How Mustang evokes the coming-of-age melancholy of The Virgin Suicides

Deniz Gamze Ergüven’s film speaks of the trials of young womanhood.

Words

Katherine McLaughlin

@Ms_K_McLaughlin

What does the loss of innocence feel like for a teenage girl in modern day Turkey and 1970s Michigan? Shameful, confusing and like the world is closing in on you is the answer according to Sofia Coppola’s debut feature from 1999 and Deniz Gamze Ergüven’s first film, co-written with Alice Winocour.

The Virgin Suicides opens with a stinging grace as we are introduced to the youngest of the Lisbon sisters, Cecelia (Hanna Hall), who has slit her wrists due to the profound sadness of it all. As she lays there in her hospital bed, a doctor approaches and says, “You’re not even old enough to know how hard life gets.” She replies matter-of-factly: “Obviously, doctor, you’ve never been a 13-year-old girl.” In Mustang we too meet the youngest of five sisters in the rebellious Lale (Günes Sensoy), as she explains how life was going well until “it all turned to shit.”

Before the poison of sexual shame and gender expectations hems in these young women – who are all at some point required to wear baggy dresses in order to hide their blossoming figures – they are allowed to experience freedom and fun. Yet this is also what eventually sees them locked up and hidden away from the rest of the world.
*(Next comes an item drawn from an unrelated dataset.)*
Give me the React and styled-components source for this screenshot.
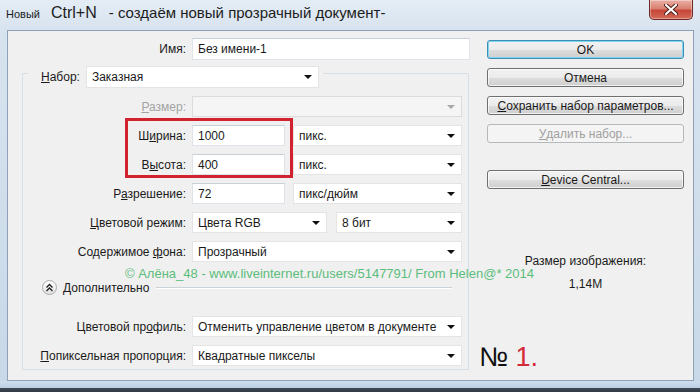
import styled, { createGlobalStyle } from "styled-components";

const GlobalStyle = createGlobalStyle`
  html, body {
    margin: 0;
    padding: 0;
  }
  body {
    width: 700px;
    height: 392px;
    overflow: hidden;
    background: #d6e2ee;
    font-family: "Liberation Sans", Arial, sans-serif;
    color: #1a1a1a;
  }
  * {
    box-sizing: border-box;
  }
`;

export default function App() {
  return (
    <>
      <GlobalStyle />
      <Window>
        <TitleBar>
          <Title>
            <SmallTitle>Новый</SmallTitle>
            <Shortcut>Ctrl+N</Shortcut>
            <Caption>- создаём новый прозрачный документ-</Caption>
          </Title>
          <CloseButton>
            <svg width="14" height="11" viewBox="0 0 14 11">
              <path
                d="M2 1 L12 10 M12 1 L2 10"
                stroke="#4a1a14"
                strokeWidth="4"
                strokeLinecap="round"
              />
              <path
                d="M2 1 L12 10 M12 1 L2 10"
                stroke="#fff"
                strokeWidth="2.2"
                strokeLinecap="round"
              />
            </svg>
          </CloseButton>
        </TitleBar>

        <Client>
          <Main>
            <NameRow>
              <Label>Имя:</Label>
              <TextInput $height={22}>Без имени-1</TextInput>
            </NameRow>

            <Group>
              <Legend>
                <LegendLabel>
                  <u>Н</u>абор:
                </LegendLabel>
                <Select $width={233} $height={22}>
                  Заказная
                </Select>
              </Legend>

              <FieldGrid $top={8}>
                <Label $disabled>
                  <u>Р</u>азмер:
                </Label>
                <Select $disabled />

                <Label>
                  Ш<u>и</u>рина:
                </Label>
                <Pair>
                  <TextInput $width={94}>1000</TextInput>
                  <Select $width={169}>пикс.</Select>
                </Pair>

                <Label>
                  В<u>ы</u>сота:
                </Label>
                <Pair>
                  <TextInput $width={94}>400</TextInput>
                  <Select $width={169}>пикс.</Select>
                </Pair>

                <Label>
                  Р<u>а</u>зрешение:
                </Label>
                <Pair>
                  <TextInput $width={94}>72</TextInput>
                  <Select $width={169}>пикс/дюйм</Select>
                </Pair>

                <Label>
                  <u>Ц</u>ветовой режим:
                </Label>
                <Pair $gap={9}>
                  <Select $width={135}>Цвета RGB</Select>
                  <Select $width={126}>8 бит</Select>
                </Pair>

                <Label>
                  Содержимое <u>ф</u>она:
                </Label>
                <Select>Прозрачный</Select>
              </FieldGrid>

              <Advanced>
                <ToggleCircle>
                  <svg width="9" height="9" viewBox="0 0 9 9">
                    <path
                      d="M1.5 4.5 L4.5 1.5 L7.5 4.5 M1.5 8 L4.5 5 L7.5 8"
                      stroke="#222"
                      strokeWidth="1.4"
                      fill="none"
                    />
                  </svg>
                </ToggleCircle>
                <AdvancedText>Дополнительно</AdvancedText>
                <Rule />
              </Advanced>

              <FieldGrid $top={21}>
                <Label>
                  Цветовой пр<u>о</u>филь:
                </Label>
                <Select>Отменить управление цветом в документе</Select>

                <Label>
                  <u>П</u>опиксельная пропорция:
                </Label>
                <Select>Квадратные пикселы</Select>
              </FieldGrid>
            </Group>
          </Main>

          <Side>
            <Button $default>OK</Button>
            <Button>Отмена</Button>
            <Button>
              <u>С</u>охранить набор параметров...
            </Button>
            <Button $disabled>
              <u>У</u>далить набор...
            </Button>
            <Button $top={18}>
              <u>D</u>evice Central...
            </Button>

            <SizeTitle>Размер изображения:</SizeTitle>
            <SizeValue>1,14M</SizeValue>

            <Mark>
              № <MarkNumber>1.</MarkNumber>
            </Mark>
          </Side>

          <Highlight />
          <Watermark>
            © Алёна_48 - www.liveinternet.ru/users/5147791/ From Helen@* 2014
          </Watermark>
        </Client>

        <BottomFrame />
      </Window>
    </>
  );
}

const Window = styled.div`
  width: 700px;
  height: 392px;
  display: flex;
  flex-direction: column;
  background: linear-gradient(to bottom, #e4edf6 0px, #d7e3ef 30px, #c8d8e8 100%);
`;

const TitleBar = styled.div`
  height: 30px;
  display: flex;
  justify-content: space-between;
  align-items: flex-start;
  padding: 0 7px 0 6px;
`;

const Title = styled.div`
  display: flex;
  align-items: baseline;
  padding-top: 4px;
  line-height: 18px;
  color: #1c1c1c;
  white-space: nowrap;
`;

const SmallTitle = styled.span`
  font-size: 11px;
`;

const Shortcut = styled.span`
  font-size: 16px;
  margin-left: 11px;
`;

const Caption = styled.span`
  font-size: 15px;
  margin-left: 12px;
`;

const CloseButton = styled.div`
  width: 44px;
  height: 20px;
  display: flex;
  align-items: center;
  justify-content: center;
  border: 1px solid #6e2a22;
  border-top: none;
  border-radius: 0 0 5px 5px;
  background: linear-gradient(
    to bottom,
    #eab0a4 0%,
    #d98070 45%,
    #c8473a 55%,
    #d26a58 100%
  );
  box-shadow: inset 0 0 0 1px rgba(255, 255, 255, 0.35);
`;

const Client = styled.div`
  position: relative;
  height: 351px;
  margin: 0 6px 0 7px;
  border: 1px solid #8ea1b6;
  background: #f0f0f0;
  display: flex;
`;

const Main = styled.div`
  width: 462px;
  padding-top: 7px;
  display: flex;
  flex-direction: column;
`;

const NameRow = styled.div`
  display: grid;
  grid-template-columns: 178px 278px;
  column-gap: 6px;
  align-items: center;
`;

const Label = styled.div`
  text-align: right;
  font-size: 12px;
  white-space: nowrap;
  color: ${(p) => (p.$disabled ? "#a3a3a3" : "#1a1a1a")};
`;

const LegendLabel = styled.span`
  font-size: 12px;
  margin-right: 6px;
`;

const field = `
  display: flex;
  align-items: center;
  font-size: 12px;
  padding-left: 5px;
  white-space: nowrap;
  overflow: hidden;
`;

const TextInput = styled.div`
  ${field}
  width: ${(p) => (p.$width ? `${p.$width}px` : "100%")};
  height: ${(p) => (p.$height ? `${p.$height}px` : "21px")};
  background: #fff;
  border: 1px solid #dde3e9;
  border-top-color: #c9cfd6;
`;

const Select = styled.div`
  ${field}
  position: relative;
  width: ${(p) => (p.$width ? `${p.$width}px` : "100%")};
  height: ${(p) => (p.$height ? `${p.$height}px` : "21px")};
  background: ${(p) => (p.$disabled ? "#f5f5f5" : "#fff")};
  border: 1px solid ${(p) => (p.$disabled ? "#dcdcdc" : "#e4e4e4")};
  flex-shrink: 0;
  &::after {
    content: "";
    position: absolute;
    right: 6px;
    top: 50%;
    margin-top: -2px;
    border-left: 4px solid transparent;
    border-right: 4px solid transparent;
    border-top: 4px solid ${(p) => (p.$disabled ? "#a8a8a8" : "#111")};
  }
`;

const Group = styled.fieldset`
  width: 447px;
  margin: -2px 0 0 14px;
  padding: 0 6px 3px 0;
  min-width: 0;
  border: 1px solid #d5dfe5;
`;

const Legend = styled.legend`
  display: flex;
  align-items: center;
  margin-left: 5px;
  padding: 8px 4px 0 13px;
`;

const FieldGrid = styled.div`
  display: grid;
  grid-template-columns: 163px 270px;
  grid-auto-rows: 21px;
  column-gap: 6px;
  row-gap: 8px;
  align-items: center;
  margin-top: ${(p) => p.$top}px;
`;

const Pair = styled.div`
  display: flex;
  gap: ${(p) => p.$gap || 8}px;
`;

const Advanced = styled.div`
  display: flex;
  align-items: center;
  height: 15px;
  margin: 18px 10px 0 19px;
`;

const ToggleCircle = styled.div`
  width: 15px;
  height: 15px;
  border-radius: 50%;
  border: 1px solid #a9a9a9;
  background: linear-gradient(to bottom, #ffffff, #e2e2e2);
  display: flex;
  align-items: center;
  justify-content: center;
`;

const AdvancedText = styled.span`
  font-size: 12px;
  margin-left: 6px;
`;

const Rule = styled.div`
  flex: 1;
  height: 1px;
  margin-left: 7px;
  background: #c9d2d9;
  box-shadow: 0 1px 0 #fff;
`;

const Side = styled.div`
  width: 197px;
  margin-left: 17px;
  padding: 9px 0 9px;
  display: flex;
  flex-direction: column;
`;

const Button = styled.div`
  height: 19px;
  margin-top: ${(p) => (p.$top !== undefined ? p.$top : 0)}px;
  margin-bottom: 9px;
  display: flex;
  align-items: center;
  justify-content: center;
  font-size: 12px;
  border-radius: 3px;
  color: ${(p) => (p.$disabled ? "#a0a0a0" : "#1a1a1a")};
  border: 1px solid
    ${(p) => (p.$default ? "#3c8fb5" : p.$disabled ? "#b5b9bc" : "#707070")};
  background: ${(p) =>
    p.$disabled
      ? "#f4f4f4"
      : "linear-gradient(to bottom, #f2f2f2 0%, #ebebeb 50%, #dddddd 51%, #cfcfcf 100%)"};
  box-shadow: ${(p) =>
    p.$default
      ? "inset 0 0 0 1px #7fd6f2"
      : p.$disabled
      ? "none"
      : "inset 0 0 0 1px rgba(255,255,255,0.7)"};
`;

const SizeTitle = styled.div`
  margin-top: 56px;
  font-size: 12px;
  line-height: 14px;
  text-align: center;
`;

const SizeValue = styled.div`
  margin-top: 9px;
  font-size: 12px;
  line-height: 14px;
  text-align: center;
`;

const Mark = styled.div`
  margin-top: auto;
  margin-left: -8px;
  font-size: 27px;
  line-height: 28px;
  color: #111;
`;

const MarkNumber = styled.span`
  color: #d42b3a;
`;

const Highlight = styled.div`
  position: absolute;
  left: 117px;
  top: 87px;
  width: 168px;
  height: 60px;
  border: 3px solid #d2222f;
  pointer-events: none;
`;

const Watermark = styled.div`
  position: absolute;
  left: 117px;
  top: 235px;
  font-size: 13px;
  line-height: 15px;
  color: #5bbd7c;
  white-space: nowrap;
`;

const BottomFrame = styled.div`
  flex: 1;
  background: linear-gradient(to bottom, #cfdeed 0%, #bcd0e4 60%, #3f4a57 65%, #2f3842 100%);
`;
Read our exclusive interview with Mustang director Deniz Gamze Ergüven

In The Virgin Suicides, the Lisbon sisters are placed under house arrest and taken out of school by their strict mother (Kathleen Turner) after having a taste of the good stuff at prom with the defiant Lux (Kirsten Dunst) breaking curfew and staying out into the early hours. In Mustang, when the local gossip mill makes it known that the sisters have played a game in the sea with the local boys, they are reprimanded and forced to take a virginity test by their strict uncle. After they get bored of inhabiting what Lale describes as “a wife factory”, the group head out to a football match. When their grandma discovers this, things take a turn for the worse – bars are placed on the windows on their home atop a sun kissed valley and the sisters are lined up for marriage.

Both groups of girls run around and laze in dappled sunlight, their long, untamed brown and blonde locks flowing. When they are alone they playfully interact like cubs. With their limbs tangled across one another they almost seem to be turning into one being. In The Virgin Suicides, the Lisbon sister are viewed as mysterious creatures, with their sad story told from the point of view of a group of teenage boys. In Mustang, Lale narrates and despite some distressing moments, there is redemption through the fact that women are mostly seen to be helping one another out.

Society’s obsession with virginal purity teaches them to be ashamed of their bodies and for the Lisbon girls there is no hope. Their act of rebellion is to remove themselves by death. Coppola does not place blame on their actions but instead looks to the community haunting them with a ghastly green smog and stench. At the end of each film a shot reflecting on a fleeting moment of happiness – the wind blowing in their hair as they ride away in vehicles with no rules or regulations imposed on them – evokes the freedom and choice that these girls so desperately long for. These flashes of escape are both exhilarating and melancholic, beguiling snapshots of their wild spirits being let loose that also reveal the frustration of untapped potential.

Mustang is in cinemas and on demand from 13 May.